## Brief:
From the first line of the data down to and including the line with "462,00', '', '', ''];", copy everything exactly, leaving out pictures.

## Stored data:
-- -- --

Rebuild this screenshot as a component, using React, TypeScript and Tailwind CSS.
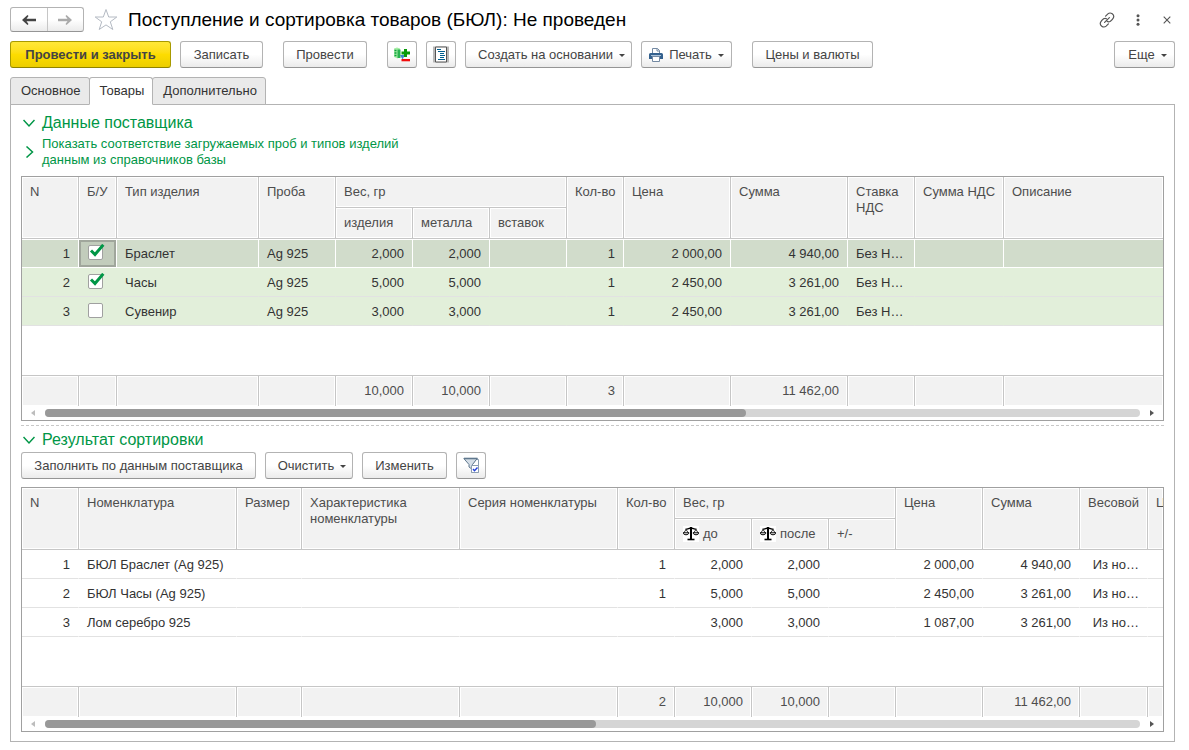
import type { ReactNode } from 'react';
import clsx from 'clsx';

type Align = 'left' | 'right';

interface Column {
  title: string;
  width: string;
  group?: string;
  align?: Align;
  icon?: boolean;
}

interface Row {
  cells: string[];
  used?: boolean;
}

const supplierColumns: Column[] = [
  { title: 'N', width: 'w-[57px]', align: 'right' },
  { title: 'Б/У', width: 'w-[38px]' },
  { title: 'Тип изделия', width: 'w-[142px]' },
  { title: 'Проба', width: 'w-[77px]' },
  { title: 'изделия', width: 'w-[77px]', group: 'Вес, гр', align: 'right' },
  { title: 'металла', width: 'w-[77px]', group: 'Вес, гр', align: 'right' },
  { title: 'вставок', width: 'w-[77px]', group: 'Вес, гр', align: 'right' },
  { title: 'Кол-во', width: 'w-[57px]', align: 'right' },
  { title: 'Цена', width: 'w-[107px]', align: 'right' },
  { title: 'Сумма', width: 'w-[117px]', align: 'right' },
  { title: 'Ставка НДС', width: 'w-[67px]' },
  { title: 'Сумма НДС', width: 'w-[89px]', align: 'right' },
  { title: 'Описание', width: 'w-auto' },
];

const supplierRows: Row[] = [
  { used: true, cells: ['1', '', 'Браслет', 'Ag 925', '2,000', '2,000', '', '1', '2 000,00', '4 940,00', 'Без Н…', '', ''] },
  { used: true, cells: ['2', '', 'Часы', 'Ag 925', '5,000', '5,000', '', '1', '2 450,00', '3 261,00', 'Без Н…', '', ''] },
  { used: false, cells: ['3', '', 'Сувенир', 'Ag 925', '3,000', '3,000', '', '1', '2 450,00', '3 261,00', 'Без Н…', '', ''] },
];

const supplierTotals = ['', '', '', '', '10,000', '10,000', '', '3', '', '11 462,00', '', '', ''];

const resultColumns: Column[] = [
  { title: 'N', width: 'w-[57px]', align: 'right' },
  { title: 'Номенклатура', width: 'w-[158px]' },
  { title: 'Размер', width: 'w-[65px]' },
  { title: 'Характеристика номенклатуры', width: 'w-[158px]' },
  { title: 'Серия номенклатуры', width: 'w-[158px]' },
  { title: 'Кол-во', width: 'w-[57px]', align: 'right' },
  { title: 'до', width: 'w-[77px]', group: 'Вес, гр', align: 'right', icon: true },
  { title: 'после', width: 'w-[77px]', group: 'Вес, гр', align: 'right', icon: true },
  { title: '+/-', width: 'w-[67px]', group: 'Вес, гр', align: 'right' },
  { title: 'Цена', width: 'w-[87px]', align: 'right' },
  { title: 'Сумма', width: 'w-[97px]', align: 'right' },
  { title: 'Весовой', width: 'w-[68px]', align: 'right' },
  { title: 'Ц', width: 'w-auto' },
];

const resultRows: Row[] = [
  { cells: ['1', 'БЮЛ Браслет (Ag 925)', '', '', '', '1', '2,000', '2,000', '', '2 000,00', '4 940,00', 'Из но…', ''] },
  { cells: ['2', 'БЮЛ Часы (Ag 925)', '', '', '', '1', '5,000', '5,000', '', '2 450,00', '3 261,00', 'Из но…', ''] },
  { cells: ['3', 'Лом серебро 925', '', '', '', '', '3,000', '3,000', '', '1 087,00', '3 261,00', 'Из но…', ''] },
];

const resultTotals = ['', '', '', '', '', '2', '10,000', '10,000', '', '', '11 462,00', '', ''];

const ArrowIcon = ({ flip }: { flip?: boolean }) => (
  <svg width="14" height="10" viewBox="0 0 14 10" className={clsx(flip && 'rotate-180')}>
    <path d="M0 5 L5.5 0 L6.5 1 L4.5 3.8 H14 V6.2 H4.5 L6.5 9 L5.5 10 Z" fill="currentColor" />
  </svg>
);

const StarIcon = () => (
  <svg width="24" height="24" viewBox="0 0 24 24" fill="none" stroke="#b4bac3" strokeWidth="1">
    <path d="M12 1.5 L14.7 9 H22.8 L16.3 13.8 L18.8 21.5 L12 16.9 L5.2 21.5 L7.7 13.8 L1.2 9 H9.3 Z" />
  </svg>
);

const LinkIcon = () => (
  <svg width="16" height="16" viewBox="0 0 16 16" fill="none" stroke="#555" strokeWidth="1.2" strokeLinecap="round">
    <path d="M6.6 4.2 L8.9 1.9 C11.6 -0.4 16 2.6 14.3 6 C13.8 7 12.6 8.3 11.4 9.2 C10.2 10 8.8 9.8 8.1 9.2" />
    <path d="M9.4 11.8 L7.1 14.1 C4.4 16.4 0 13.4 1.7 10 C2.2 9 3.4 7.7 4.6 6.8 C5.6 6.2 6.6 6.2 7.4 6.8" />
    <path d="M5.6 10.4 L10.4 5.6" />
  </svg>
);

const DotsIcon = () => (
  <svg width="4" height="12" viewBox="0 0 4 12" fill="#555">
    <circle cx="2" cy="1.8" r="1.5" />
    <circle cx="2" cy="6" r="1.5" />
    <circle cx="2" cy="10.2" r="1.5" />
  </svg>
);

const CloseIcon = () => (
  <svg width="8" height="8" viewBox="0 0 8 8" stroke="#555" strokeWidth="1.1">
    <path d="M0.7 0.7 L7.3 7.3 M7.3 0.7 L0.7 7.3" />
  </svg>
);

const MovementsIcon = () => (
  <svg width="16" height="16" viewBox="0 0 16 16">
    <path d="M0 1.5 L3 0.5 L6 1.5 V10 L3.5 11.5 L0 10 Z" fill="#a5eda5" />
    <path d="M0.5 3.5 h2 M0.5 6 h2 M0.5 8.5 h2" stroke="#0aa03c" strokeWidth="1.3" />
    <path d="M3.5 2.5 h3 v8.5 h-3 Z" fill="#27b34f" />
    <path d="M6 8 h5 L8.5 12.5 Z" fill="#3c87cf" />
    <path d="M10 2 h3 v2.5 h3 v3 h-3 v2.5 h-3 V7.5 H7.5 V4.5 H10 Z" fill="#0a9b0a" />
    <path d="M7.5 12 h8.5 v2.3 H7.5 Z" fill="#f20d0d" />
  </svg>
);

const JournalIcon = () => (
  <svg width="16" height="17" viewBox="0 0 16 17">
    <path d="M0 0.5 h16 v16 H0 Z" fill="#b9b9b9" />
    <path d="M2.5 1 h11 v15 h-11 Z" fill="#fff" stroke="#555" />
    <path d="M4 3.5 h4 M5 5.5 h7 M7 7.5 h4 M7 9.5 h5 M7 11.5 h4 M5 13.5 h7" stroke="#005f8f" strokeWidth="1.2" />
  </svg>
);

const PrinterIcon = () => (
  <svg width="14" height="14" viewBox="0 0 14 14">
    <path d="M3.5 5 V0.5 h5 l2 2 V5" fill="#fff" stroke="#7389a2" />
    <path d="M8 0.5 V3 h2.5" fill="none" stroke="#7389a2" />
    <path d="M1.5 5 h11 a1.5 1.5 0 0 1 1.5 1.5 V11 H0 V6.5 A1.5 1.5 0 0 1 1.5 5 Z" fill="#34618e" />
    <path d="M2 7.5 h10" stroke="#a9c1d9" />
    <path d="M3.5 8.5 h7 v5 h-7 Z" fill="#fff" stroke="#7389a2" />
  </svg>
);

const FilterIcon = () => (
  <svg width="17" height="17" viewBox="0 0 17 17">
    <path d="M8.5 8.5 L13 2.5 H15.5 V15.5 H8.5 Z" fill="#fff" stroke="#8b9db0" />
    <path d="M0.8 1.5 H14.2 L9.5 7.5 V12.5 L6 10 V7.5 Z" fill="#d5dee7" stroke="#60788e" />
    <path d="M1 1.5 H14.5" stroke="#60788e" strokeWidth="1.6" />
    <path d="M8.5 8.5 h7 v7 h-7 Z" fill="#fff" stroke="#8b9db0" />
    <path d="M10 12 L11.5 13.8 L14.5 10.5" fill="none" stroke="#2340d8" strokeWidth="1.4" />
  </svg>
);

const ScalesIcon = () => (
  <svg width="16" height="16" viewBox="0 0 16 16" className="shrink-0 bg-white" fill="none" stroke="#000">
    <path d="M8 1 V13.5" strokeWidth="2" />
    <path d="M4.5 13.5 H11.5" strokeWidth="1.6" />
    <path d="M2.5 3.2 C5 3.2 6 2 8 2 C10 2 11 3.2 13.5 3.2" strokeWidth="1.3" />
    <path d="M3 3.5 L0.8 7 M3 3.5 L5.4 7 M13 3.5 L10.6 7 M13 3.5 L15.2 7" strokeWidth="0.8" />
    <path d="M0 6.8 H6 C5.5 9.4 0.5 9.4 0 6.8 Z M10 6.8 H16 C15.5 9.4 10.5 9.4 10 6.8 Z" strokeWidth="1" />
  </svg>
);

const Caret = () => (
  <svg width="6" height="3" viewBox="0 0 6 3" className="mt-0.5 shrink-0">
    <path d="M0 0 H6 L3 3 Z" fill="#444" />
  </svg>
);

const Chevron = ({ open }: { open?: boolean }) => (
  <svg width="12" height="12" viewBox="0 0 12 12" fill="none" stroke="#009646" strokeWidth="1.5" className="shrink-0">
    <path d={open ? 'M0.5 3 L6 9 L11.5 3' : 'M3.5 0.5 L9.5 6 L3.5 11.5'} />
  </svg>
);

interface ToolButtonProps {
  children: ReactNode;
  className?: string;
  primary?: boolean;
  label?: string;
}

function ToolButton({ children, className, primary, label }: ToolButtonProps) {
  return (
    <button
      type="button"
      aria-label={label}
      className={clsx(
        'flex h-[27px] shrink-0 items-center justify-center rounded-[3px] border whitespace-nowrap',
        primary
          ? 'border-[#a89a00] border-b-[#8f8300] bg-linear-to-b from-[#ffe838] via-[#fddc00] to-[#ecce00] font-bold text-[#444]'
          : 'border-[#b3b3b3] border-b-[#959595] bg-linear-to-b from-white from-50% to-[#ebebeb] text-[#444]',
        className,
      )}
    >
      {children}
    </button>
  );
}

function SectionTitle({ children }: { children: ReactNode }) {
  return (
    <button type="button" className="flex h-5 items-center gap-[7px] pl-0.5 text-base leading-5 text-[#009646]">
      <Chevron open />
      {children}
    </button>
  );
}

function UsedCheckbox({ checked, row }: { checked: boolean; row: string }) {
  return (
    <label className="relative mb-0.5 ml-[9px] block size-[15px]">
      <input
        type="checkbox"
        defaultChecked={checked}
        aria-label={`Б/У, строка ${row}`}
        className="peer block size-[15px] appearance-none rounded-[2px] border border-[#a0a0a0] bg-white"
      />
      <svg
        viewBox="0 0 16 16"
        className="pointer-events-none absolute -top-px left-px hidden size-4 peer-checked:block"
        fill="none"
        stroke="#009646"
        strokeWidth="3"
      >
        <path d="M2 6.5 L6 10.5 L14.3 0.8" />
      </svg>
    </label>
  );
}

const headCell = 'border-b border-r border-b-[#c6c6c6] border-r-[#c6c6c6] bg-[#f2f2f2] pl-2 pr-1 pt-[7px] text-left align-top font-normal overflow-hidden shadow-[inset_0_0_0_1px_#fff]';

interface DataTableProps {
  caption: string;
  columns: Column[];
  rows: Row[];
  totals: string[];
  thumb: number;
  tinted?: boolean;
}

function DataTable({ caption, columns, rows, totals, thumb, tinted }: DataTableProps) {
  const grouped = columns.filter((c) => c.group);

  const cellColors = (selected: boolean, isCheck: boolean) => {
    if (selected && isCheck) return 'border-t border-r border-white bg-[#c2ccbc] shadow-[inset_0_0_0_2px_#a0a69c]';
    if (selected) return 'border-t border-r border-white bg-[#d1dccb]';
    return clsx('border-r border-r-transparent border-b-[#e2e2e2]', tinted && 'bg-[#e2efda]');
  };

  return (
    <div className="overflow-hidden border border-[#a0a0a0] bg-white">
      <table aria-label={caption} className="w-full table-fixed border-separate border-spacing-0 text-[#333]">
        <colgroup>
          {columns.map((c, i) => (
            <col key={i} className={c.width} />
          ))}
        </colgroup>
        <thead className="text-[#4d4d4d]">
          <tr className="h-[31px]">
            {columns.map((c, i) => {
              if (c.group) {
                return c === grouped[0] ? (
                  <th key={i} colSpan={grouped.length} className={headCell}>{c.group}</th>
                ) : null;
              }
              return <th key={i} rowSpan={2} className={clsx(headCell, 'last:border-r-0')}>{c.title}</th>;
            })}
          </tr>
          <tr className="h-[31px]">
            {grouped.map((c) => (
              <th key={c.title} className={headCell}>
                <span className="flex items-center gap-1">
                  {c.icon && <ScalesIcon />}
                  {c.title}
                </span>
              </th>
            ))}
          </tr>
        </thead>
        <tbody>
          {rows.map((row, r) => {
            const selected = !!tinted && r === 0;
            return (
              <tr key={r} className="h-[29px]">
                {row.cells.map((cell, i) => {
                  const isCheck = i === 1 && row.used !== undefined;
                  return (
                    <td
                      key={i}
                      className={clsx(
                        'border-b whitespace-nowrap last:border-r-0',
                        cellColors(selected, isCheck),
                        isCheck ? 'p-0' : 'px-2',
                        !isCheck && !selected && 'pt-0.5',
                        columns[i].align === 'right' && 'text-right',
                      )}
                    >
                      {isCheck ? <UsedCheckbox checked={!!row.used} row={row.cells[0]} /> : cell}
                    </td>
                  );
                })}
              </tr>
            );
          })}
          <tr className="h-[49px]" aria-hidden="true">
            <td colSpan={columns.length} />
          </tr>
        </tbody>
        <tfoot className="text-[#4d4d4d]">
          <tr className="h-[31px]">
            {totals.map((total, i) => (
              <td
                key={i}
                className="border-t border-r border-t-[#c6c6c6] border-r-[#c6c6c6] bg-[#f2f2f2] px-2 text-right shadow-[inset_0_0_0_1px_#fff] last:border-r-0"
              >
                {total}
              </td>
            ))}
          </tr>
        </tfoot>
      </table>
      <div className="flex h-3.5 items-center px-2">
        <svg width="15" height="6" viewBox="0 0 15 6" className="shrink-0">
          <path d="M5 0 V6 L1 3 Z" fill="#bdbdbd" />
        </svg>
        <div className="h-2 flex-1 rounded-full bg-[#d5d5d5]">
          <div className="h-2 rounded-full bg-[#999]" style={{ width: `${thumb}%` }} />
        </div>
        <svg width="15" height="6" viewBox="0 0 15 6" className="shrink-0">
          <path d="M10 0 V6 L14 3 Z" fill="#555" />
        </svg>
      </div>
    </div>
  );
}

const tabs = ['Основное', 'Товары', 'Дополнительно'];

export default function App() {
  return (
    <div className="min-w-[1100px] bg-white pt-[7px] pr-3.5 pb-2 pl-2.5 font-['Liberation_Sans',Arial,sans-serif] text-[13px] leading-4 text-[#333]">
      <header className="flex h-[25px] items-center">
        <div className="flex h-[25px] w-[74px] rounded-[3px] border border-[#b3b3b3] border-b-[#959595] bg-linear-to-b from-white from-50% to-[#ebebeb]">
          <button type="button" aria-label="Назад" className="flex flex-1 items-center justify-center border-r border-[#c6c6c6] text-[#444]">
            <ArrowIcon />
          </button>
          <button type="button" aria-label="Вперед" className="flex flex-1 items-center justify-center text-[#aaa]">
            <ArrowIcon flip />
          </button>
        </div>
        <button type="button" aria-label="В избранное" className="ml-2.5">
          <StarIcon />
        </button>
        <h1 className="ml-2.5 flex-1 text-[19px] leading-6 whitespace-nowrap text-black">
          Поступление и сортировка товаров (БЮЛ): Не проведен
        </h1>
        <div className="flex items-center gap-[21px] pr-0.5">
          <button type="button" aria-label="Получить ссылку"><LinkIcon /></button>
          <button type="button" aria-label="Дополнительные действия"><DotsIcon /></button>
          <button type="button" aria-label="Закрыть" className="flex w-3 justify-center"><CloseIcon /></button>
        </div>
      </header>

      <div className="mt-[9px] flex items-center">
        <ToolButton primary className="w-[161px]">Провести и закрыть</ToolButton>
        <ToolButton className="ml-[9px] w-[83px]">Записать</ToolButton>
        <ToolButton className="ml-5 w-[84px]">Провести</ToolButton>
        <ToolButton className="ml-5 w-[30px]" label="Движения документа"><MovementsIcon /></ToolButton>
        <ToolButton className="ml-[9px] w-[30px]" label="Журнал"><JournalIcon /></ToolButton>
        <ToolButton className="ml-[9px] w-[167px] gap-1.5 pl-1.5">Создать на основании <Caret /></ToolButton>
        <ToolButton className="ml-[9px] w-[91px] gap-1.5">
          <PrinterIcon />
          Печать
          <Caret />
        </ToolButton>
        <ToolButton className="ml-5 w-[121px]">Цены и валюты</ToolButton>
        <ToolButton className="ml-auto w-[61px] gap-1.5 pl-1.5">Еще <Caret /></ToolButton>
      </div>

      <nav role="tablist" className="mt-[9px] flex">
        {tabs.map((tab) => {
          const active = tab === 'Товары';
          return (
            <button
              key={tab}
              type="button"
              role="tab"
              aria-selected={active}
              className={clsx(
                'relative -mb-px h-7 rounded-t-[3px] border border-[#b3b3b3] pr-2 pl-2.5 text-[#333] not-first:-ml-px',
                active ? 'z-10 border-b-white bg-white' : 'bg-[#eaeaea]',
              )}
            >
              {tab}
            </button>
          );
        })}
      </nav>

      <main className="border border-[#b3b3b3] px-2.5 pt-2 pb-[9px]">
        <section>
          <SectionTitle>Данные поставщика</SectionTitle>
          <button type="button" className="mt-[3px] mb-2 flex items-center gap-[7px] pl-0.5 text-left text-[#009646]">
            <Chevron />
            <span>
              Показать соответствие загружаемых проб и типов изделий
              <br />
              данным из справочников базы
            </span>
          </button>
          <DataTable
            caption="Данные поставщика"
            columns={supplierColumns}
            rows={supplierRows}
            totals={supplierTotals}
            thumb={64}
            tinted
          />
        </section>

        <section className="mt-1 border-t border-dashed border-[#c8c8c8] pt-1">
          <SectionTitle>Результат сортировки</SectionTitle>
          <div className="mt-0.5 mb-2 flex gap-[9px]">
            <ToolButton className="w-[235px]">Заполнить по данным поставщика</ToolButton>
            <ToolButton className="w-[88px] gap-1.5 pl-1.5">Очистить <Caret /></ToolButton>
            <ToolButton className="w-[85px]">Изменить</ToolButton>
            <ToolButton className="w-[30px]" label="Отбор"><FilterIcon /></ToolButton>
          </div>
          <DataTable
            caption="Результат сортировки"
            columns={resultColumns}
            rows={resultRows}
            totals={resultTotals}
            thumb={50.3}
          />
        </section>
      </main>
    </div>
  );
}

-- -- --

## Solution to this task:
Rebuild this screenshot as a component, using React, TypeScript and Tailwind CSS.
import type { ReactNode } from 'react';
import clsx from 'clsx';

type Align = 'left' | 'right';

interface Column {
  title: string;
  width: string;
  group?: string;
  align?: Align;
  icon?: boolean;
}

interface Row {
  cells: string[];
  used?: boolean;
}

const supplierColumns: Column[] = [
  { title: 'N', width: 'w-[57px]', align: 'right' },
  { title: 'Б/У', width: 'w-[38px]' },
  { title: 'Тип изделия', width: 'w-[142px]' },
  { title: 'Проба', width: 'w-[77px]' },
  { title: 'изделия', width: 'w-[77px]', group: 'Вес, гр', align: 'right' },
  { title: 'металла', width: 'w-[77px]', group: 'Вес, гр', align: 'right' },
  { title: 'вставок', width: 'w-[77px]', group: 'Вес, гр', align: 'right' },
  { title: 'Кол-во', width: 'w-[57px]', align: 'right' },
  { title: 'Цена', width: 'w-[107px]', align: 'right' },
  { title: 'Сумма', width: 'w-[117px]', align: 'right' },
  { title: 'Ставка НДС', width: 'w-[67px]' },
  { title: 'Сумма НДС', width: 'w-[89px]', align: 'right' },
  { title: 'Описание', width: 'w-auto' },
];

const supplierRows: Row[] = [
  { used: true, cells: ['1', '', 'Браслет', 'Ag 925', '2,000', '2,000', '', '1', '2 000,00', '4 940,00', 'Без Н…', '', ''] },
  { used: true, cells: ['2', '', 'Часы', 'Ag 925', '5,000', '5,000', '', '1', '2 450,00', '3 261,00', 'Без Н…', '', ''] },
  { used: false, cells: ['3', '', 'Сувенир', 'Ag 925', '3,000', '3,000', '', '1', '2 450,00', '3 261,00', 'Без Н…', '', ''] },
];

const supplierTotals = ['', '', '', '', '10,000', '10,000', '', '3', '', '11 462,00', '', '', ''];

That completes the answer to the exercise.